Directive: Quote the listing below in full and exactly as written, but omit every picture.
───── Available data ─────
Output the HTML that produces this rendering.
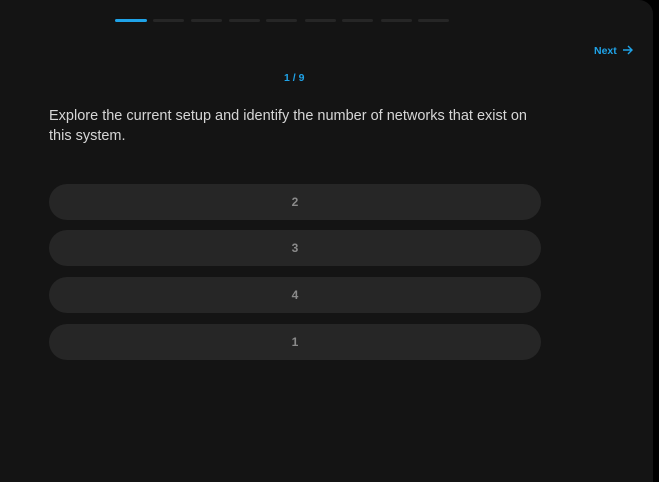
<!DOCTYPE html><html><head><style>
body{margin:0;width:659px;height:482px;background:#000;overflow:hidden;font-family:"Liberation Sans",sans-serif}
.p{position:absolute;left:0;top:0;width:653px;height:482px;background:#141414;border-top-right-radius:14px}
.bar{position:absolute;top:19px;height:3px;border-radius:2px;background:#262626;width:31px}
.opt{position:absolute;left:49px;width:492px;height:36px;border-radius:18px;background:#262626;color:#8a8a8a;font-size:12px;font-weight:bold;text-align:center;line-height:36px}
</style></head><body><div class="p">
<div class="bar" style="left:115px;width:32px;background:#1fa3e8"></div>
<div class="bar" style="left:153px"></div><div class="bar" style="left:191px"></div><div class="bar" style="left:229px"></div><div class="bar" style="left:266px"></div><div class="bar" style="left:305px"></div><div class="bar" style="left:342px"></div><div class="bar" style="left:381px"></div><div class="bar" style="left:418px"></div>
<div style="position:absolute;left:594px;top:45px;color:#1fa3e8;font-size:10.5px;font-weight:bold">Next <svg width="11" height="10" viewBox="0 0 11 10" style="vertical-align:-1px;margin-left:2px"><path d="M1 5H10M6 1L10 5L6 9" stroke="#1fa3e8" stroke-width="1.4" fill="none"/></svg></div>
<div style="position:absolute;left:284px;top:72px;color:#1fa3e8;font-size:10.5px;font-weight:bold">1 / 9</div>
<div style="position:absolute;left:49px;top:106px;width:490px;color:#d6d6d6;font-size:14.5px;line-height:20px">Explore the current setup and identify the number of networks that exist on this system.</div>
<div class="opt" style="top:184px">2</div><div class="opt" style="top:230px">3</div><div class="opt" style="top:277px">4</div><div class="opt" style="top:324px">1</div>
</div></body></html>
─────
Result for this exercise:
Output the HTML that produces this rendering.
<!DOCTYPE html><html><head><style>
body{margin:0;width:659px;height:482px;background:#000;overflow:hidden;font-family:"Liberation Sans",sans-serif}
.p{position:absolute;left:0;top:0;width:653px;height:482px;background:#141414;border-top-right-radius:14px}
.bar{position:absolute;top:19px;height:3px;border-radius:2px;background:#262626;width:31px}
.opt{position:absolute;left:49px;width:492px;height:36px;border-radius:18px;background:#262626;color:#8a8a8a;font-size:12px;font-weight:bold;text-align:center;line-height:36px}
</style></head><body><div class="p">
<div class="bar" style="left:115px;width:32px;background:#1fa3e8"></div>
<div class="bar" style="left:153px"></div><div class="bar" style="left:191px"></div><div class="bar" style="left:229px"></div><div class="bar" style="left:266px"></div><div class="bar" style="left:305px"></div><div class="bar" style="left:342px"></div><div class="bar" style="left:381px"></div><div class="bar" style="left:418px"></div>
<div style="position:absolute;left:594px;top:45px;color:#1fa3e8;font-size:10.5px;font-weight:bold">Next <svg width="11" height="10" viewBox="0 0 11 10" style="vertical-align:-1px;margin-left:2px"><path d="M1 5H10M6 1L10 5L6 9" stroke="#1fa3e8" stroke-width="1.4" fill="none"/></svg></div>
<div style="position:absolute;left:284px;top:72px;color:#1fa3e8;font-size:10.5px;font-weight:bold">1 / 9</div>
<div style="position:absolute;left:49px;top:106px;width:490px;color:#d6d6d6;font-size:14.5px;line-height:20px">Explore the current setup and identify the number of networks that exist on this system.</div>
<div class="opt" style="top:184px">2</div><div class="opt" style="top:230px">3</div><div class="opt" style="top:277px">4</div><div class="opt" style="top:324px">1</div>
</div></body></html>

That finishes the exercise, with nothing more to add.